I watched the two men search for some body equivalent of the handshake the bars and heavy screening rendered impossible. This was the moment I most often placed my open palm on the screening as a gesture of touch through so much layered steel. But Elmo and Bidart, who were after all strangers, instead leaned toward each other very slightly in greeting.
Elmo seemed to recognize that he was the host, and he welcomed Bidart to East Block with the dignity of a man receiving a guest to his home, though it happened to be humble. My heart filled with sensation watching Elmo’s ability to be precisely who he was, precisely where he was, without either apology or self-righteousness. I was equally moved by Bidart, this gentle-seeming man standing within East Block’s prison-at-its-roughest essence. I had no idea, of course, what his mind was noting or his body registering, but to all appearances Bidart was calm, meeting Elmo as a man and a poet. The two men began to discuss the process of transcribing what one hears in one’s head to the page, and I backed away to give them some degree of privacy.
The same steadiness I now observed in Bidart had impressed me at his reading in Berkeley earlier that week. There, too, the man had stood against gray concrete, for UC Berkeley’s Architecture Building nearly matched East Block for cold, stark presence.
In Berkeley, Bidart had talked between poems about what it was to grow up in the Bakersfield of the late 40’s and early 50’s when you were a boy who knew yourself as gay, when you were a boy who loved opera and refinement. Bidart was talking of difference, of sensing oneself as an Other, but that Berkeley audience kept encouraging Bidart to take easy jabs at Bakersfield’s lack of cool.
That audience laughed, praising itself, as I grew angrier and angrier at what, to me, seemed arrogant privilege.

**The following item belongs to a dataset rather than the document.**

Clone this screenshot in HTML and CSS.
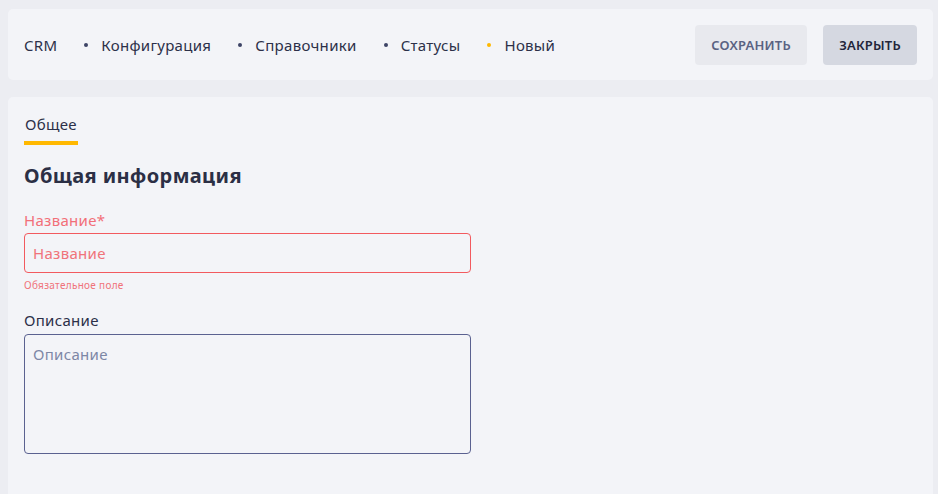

Bidart resisted irony. He did not deny the difficulty of growing up different, but he refused to pander to the crowd.
Here in East Block, I watched a similar honesty. Although grunts and whoops surrounded Elmo and Bidart as they talked of poems and the writing of poems, nothing in Bidart’s stance indicated disdain for the men all around us. He just quietly--with beauty and attention--continued to talk to Elmo.
Suddenly a huge roar enveloped East Block and when it died down, Bidart asked what it was like to write in the midst of such noise. Elmo spoke of staying up half the night to write and to read during the hours the block was nearly still. Bidart said he, too, often needed to withdraw from the world, to disconnect his phone, to stay inside solitude, in order to write.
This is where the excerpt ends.